Table	A table is a container of data within the Magpie environment can be queried using SQL queries. A table, in the Magpie context, is really a pointer to some underlying storage along with a schema that tells Magpie how to interpret the source data. This underlying source can be a file in a distributed file system like Amazon S3 or HDFS (Hadoop Distributed File System), or a table within a database. A table is mapped onto a data source based on its persistence mapping.
Field	A field is an individual column within a table. It can have any one of a number of different data types (e.g., string, integer, long, float, double, date, timestamp). Complex types such as maps and arrays are also supported, but they cannot be queried directly within Magpie and must be accessed through Spark or Python.
Profile	A profile is a summary of the data within a table including a count of total rows, the highest frequency values in each column, a count of null values in each column, and a count of distinct values in each column. A higher-level profile type is also inferred for each of the columns. A history of profiles is retained for each table meaning that each table can have zero or more profiles associated with it.
Project	A project is a way of grouping jobs within a repository.
Job	A job is a sequence of tasks that can be run either interactively or on a schedule.
Task	A single step within a job. A task can be a simple SQL statement, a Scala or Python script, or a Magpie script.
Schedule	An execution schedule associated with a job. A single job may have several schedules. The schedule will also have an execution context for the associated job.
History	A history of job executions that have occurred in the past. This includes detailed information about each step in the process and the final status for the job (i.e., success or failure).
Data Source	A data source is an underlying storage mechanism for the data available within Magpie. As mentioned above, a data source can be any one of several types including a range of relational databases (SQL Server, PostgreSQL, MySQL, and Amazon Redshift), file systems (HDFS, S3), or any source supported directly within Spark via a generic adapter (e.g., ElasticSearch, Cassandra, etc.). All tables are linked to their underlying data source through a persistence mapping.
User	A user of the Magpie platform.
Role	A role that that can be assigned to a number of users and that can have permissions on objects. This is a means to simplify permission setting and avoid having to assign permissions to each user individually.
Permission	An assignment of the ability to manipulate a metadata object to a user or a role.
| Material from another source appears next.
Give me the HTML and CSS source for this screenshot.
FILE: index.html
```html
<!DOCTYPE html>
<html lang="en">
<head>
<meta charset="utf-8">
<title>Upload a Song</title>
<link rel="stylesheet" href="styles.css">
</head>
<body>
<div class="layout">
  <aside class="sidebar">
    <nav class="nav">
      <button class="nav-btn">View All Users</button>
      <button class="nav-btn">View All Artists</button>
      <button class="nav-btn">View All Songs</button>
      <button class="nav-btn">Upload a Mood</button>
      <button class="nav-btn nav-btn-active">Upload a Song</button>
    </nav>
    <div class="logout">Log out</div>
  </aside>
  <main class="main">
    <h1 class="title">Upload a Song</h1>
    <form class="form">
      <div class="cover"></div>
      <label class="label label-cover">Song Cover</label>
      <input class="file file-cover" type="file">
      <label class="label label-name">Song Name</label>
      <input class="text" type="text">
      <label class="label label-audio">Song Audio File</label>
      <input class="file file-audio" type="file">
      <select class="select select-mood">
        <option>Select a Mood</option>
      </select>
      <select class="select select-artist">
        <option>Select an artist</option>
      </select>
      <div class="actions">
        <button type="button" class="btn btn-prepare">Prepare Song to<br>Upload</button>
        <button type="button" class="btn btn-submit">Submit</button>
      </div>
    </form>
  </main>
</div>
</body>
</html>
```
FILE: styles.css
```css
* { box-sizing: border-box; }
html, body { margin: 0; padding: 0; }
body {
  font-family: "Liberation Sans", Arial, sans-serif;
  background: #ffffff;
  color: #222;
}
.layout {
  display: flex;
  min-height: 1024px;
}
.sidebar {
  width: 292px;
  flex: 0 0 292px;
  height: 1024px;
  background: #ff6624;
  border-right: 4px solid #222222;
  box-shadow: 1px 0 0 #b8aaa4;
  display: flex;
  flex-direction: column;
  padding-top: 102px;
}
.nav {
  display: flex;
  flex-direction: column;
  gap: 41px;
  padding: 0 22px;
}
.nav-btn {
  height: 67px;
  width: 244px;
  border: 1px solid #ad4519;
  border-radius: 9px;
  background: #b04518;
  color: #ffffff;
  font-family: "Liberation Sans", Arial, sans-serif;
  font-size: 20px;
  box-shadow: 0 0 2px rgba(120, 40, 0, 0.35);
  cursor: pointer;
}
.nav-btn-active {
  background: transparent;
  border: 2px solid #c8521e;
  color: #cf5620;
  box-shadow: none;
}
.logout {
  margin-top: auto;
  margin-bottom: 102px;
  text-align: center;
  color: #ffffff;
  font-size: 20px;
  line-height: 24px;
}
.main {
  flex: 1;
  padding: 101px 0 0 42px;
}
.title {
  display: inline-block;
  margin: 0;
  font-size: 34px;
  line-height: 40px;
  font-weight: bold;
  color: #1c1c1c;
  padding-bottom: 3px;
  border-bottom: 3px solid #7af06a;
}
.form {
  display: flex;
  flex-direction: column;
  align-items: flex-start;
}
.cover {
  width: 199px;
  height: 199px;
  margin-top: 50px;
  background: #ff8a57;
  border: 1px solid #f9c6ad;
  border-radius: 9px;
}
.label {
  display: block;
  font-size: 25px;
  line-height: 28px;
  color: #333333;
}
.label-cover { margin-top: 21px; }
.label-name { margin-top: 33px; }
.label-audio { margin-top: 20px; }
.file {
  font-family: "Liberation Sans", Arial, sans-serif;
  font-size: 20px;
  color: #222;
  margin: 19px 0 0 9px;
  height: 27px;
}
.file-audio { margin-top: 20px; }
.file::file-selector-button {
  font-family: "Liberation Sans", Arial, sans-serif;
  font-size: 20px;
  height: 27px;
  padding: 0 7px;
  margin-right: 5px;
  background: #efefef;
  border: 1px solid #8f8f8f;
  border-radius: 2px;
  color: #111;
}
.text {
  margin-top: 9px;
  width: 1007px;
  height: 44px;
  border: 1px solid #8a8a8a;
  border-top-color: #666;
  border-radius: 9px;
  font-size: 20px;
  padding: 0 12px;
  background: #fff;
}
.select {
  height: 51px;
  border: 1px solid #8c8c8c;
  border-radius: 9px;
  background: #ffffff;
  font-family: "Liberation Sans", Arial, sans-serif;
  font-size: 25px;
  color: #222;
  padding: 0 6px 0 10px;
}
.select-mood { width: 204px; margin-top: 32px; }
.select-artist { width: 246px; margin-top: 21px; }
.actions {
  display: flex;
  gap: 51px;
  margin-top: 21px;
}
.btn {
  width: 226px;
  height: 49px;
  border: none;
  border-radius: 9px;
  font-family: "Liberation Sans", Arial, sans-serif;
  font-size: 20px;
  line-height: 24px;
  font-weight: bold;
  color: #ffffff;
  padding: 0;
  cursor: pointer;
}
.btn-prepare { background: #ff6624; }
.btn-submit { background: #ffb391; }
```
The diagram below illustrates the relationships between the different metadata elements (users, roles, and permissions not shown).

Creating and Accessing Metadata

Each type of metadata object shown above, can be created, modified, or deleted through commands in the Magpie scripting language. For example, tables can be created explicitly by specifying all of the related metadata, or by saving the results of a previous query.
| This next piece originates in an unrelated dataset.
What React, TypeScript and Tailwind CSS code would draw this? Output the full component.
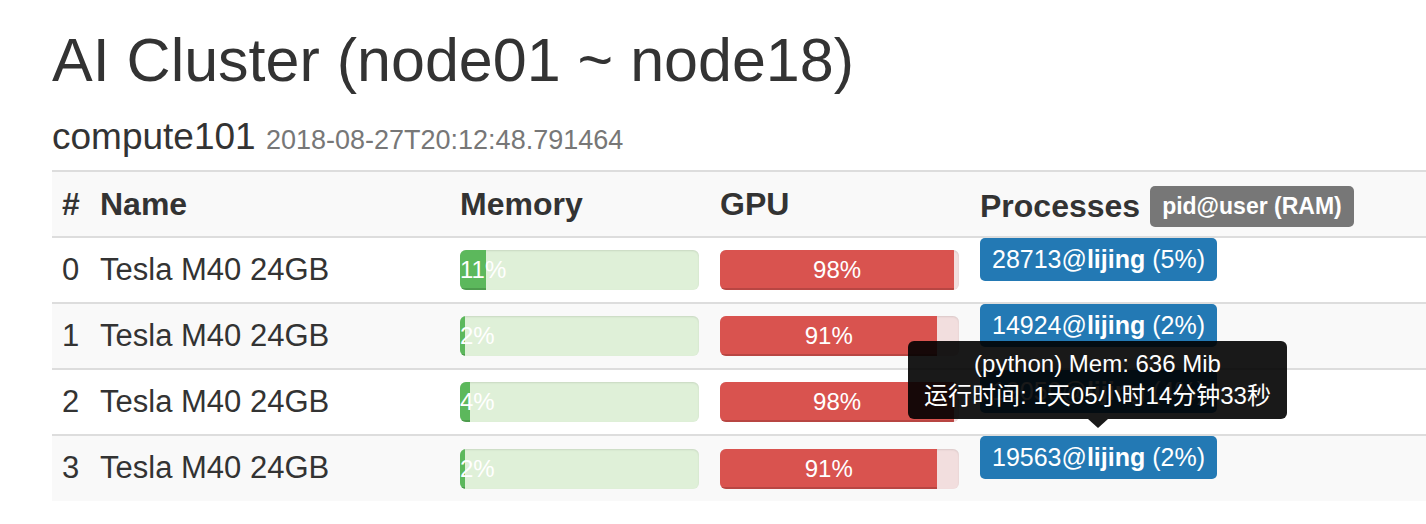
import React from "react";

type Proc = { pid: string; user: string; ram: string };
type Gpu = { id: number; name: string; mem: number; util: number; procs: Proc[] };

const gpus: Gpu[] = [
  { id: 0, name: "Tesla M40 24GB", mem: 11, util: 98, procs: [{ pid: "28713", user: "lijing", ram: "5%" }] },
  { id: 1, name: "Tesla M40 24GB", mem: 2, util: 91, procs: [{ pid: "14924", user: "lijing", ram: "2%" }] },
  { id: 2, name: "Tesla M40 24GB", mem: 4, util: 98, procs: [{ pid: "19050", user: "lijing", ram: "4%" }] },
  { id: 3, name: "Tesla M40 24GB", mem: 2, util: 91, procs: [{ pid: "19563", user: "lijing", ram: "2%" }] },
];

function Bar({ value, track, fill }: { value: number; track: string; fill: string }) {
  return (
    <div className={`flex h-[40px] w-[239px] overflow-hidden rounded-[6px] shadow-[inset_0_1px_2px_rgba(0,0,0,0.1)] ${track}`}>
      <div
        className={`h-full shrink-0 whitespace-nowrap text-center text-[24px] leading-[40px] text-white shadow-[inset_0_-2px_0_rgba(0,0,0,0.15)] ${fill}`}
        style={{ width: `${value}%` }}
      >
        {value}%
      </div>
    </div>
  );
}

function ProcBadge({ p }: { p: Proc }) {
  return (
    <span className="inline-block rounded-[5px] bg-[#2379b4] px-[12px] text-[25px] leading-[43px] text-white">
      {p.pid}@<b>{p.user}</b> ({p.ram})
    </span>
  );
}

export default function App() {
  return (
    <div className="min-h-[524px] bg-white pl-[52px] font-['Liberation_Sans',Arial,sans-serif] text-[#333]">
      <h1 className="pt-[25px] text-[61px] leading-[70px]">AI Cluster (node01 ~ node18)</h1>
      <h3 className="mt-[22px] text-[37px] leading-[40px]">
        compute101 <small className="text-[27px] text-[#777]">2018-08-27T20:12:48.791464</small>
      </h3>

      <table className="mt-[10px] w-full border-collapse">
        <thead>
          <tr className="h-[66px] border-t-2 border-b-2 border-[#ddd] bg-[#f9f9f9] text-left text-[32px] font-bold">
            <th className="w-[38px] pl-[10px] align-middle">#</th>
            <th className="w-[360px] pl-[10px] align-middle">Name</th>
            <th className="w-[260px] pl-[10px] align-middle">Memory</th>
            <th className="w-[260px] pl-[10px] align-middle">GPU</th>
            <th className="pl-[10px] align-middle">
              <div className="flex items-center gap-[10px] pt-[4px]">
                Processes
                <span className="rounded-[5px] bg-[#777] px-[12px] text-[23px] leading-[41px] text-white">pid@user (RAM)</span>
              </div>
            </th>
          </tr>
        </thead>
        <tbody>
          {gpus.map((g, i) => (
            <tr key={g.id} className={`h-[66px] border-b-2 border-[#ddd] text-[31px] last:border-b-0 ${i % 2 === 1 ? "bg-[#f9f9f9]" : "bg-white"}`}>
              <td className="pl-[10px] align-middle">{g.id}</td>
              <td className="pl-[10px] align-middle">{g.name}</td>
              <td className="pl-[10px] align-middle">
                <Bar value={g.mem} track="bg-[#dff0d8]" fill="bg-[#5cb85c] text-left" />
              </td>
              <td className="pl-[10px] align-middle">
                <Bar value={g.util} track="bg-[#f2dede]" fill="bg-[#d9534f]" />
              </td>
              <td className="relative pl-[10px] align-top">
                <div className="flex gap-[6px]">
                  {g.procs.map((p) => (
                    <ProcBadge key={p.pid} p={p} />
                  ))}
                </div>
                {i === 2 && (
                  <div className="absolute left-[-62px] top-[-29px] z-10 flex w-[379px] flex-col items-center rounded-[6px] bg-[rgba(0,0,0,0.9)] py-[7px] text-[24px] leading-[32px] text-white">
                    <span className="whitespace-nowrap">(python) Mem: 636 Mib</span>
                    <span className="whitespace-nowrap font-['Liberation_Sans','Noto_Sans_CJK_SC',sans-serif]">运行时间: 1天05小时14分钟33秒</span>
                    <div className="absolute bottom-[-9px] left-1/2 h-0 w-0 -translate-x-1/2 border-x-[10px] border-t-[9px] border-x-transparent border-t-[rgba(0,0,0,0.9)]" />
                  </div>
                )}
              </td>
            </tr>
          ))}
        </tbody>
      </table>
    </div>
  );
}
The following is an example of creating a table by explicitly specifying all of the metadata explicitly. This serves to illustrate the syntax for creating tables, and to provide an inventory of the individual data elements that comprise the full set of table metadata. Similar commands exist for the other tables of metadata shown above.

Create Table

drop table if exists chicago_crime_detail;

create table  {
  "name": "chicago_crime_detail",
  "description": "Detailed list of all crimes in Chicago from 2001 to present",
  "objectType": "Entity",
  "fields": [
    {
      "name": "id",
      "description": "The unique identifier for the crime.",
      "length": null,
      "fieldType": "Int",
      "fieldIndex": 0
    },
    {
      "name": "case_number",
      "description": null,
      "length": null,
      "fieldType": "String",
      "fieldIndex": 1
    },
    {
      "name": "date",
      "description": null,
      "length": null,
      "fieldType": "String",
      "fieldIndex": 2
    },
    {
      "name": "block",
      "description": null,
      "length": null,
      "fieldType": "String",
      "fieldIndex": 3
    },
    {
      "name": "primary_type",
      "description": null,
      "length": null,
      "fieldType": "String",
      "fieldIndex": 5
    },
    {
      "name": "arrest",
      "description": "Was there an arrest in the crime.",
      "length": null,
      "fieldType": "Boolean",
      "fieldIndex": 8
    },
    {
      "name": "ward",
      "description": null,
      "length": null,
      "fieldType": "Int",
      "fieldIndex": 12
    },
    {
      "name": "fbi_code",
      "description": null,
      "length": null,
      "fieldType": "String",
      "fieldIndex": 14
    },
    {
      "name": "year",
      "description": null,
      "length": null,
      "fieldType": "Int",
      "fieldIndex": 17
    },
    {
      "name": "latitude",
      "description": null,
      "length": null,
      "fieldType": "Double",
      "fieldIndex": 19
    },
    {
      "name": "longitude",
      "description": null,
      "length": null,
      "fieldType": "Double",
      "fieldIndex": 20
    }
  ],
  "persistenceMapping": {
    "sourceName": "tests3source",
    "path": "default_files",
    "fileName": "chicago_crime_detail_93bf8cca-571c-4157-b53d-fc242073ea46",
    "isWritable": true,
    "mappingType": "ParquetFile"
  },
  "lifecycle": "Global",
  "isVersioned": false
};

This detailed metadata can be accessed by running the "describe" statement on the metadata object. An example for a data source is shown below.

By clicking on the "JSON" tab in the describe view, you can view the underlying JSON representation of the metadata. This is useful for understanding the specification used when creating these objects using the "create" command.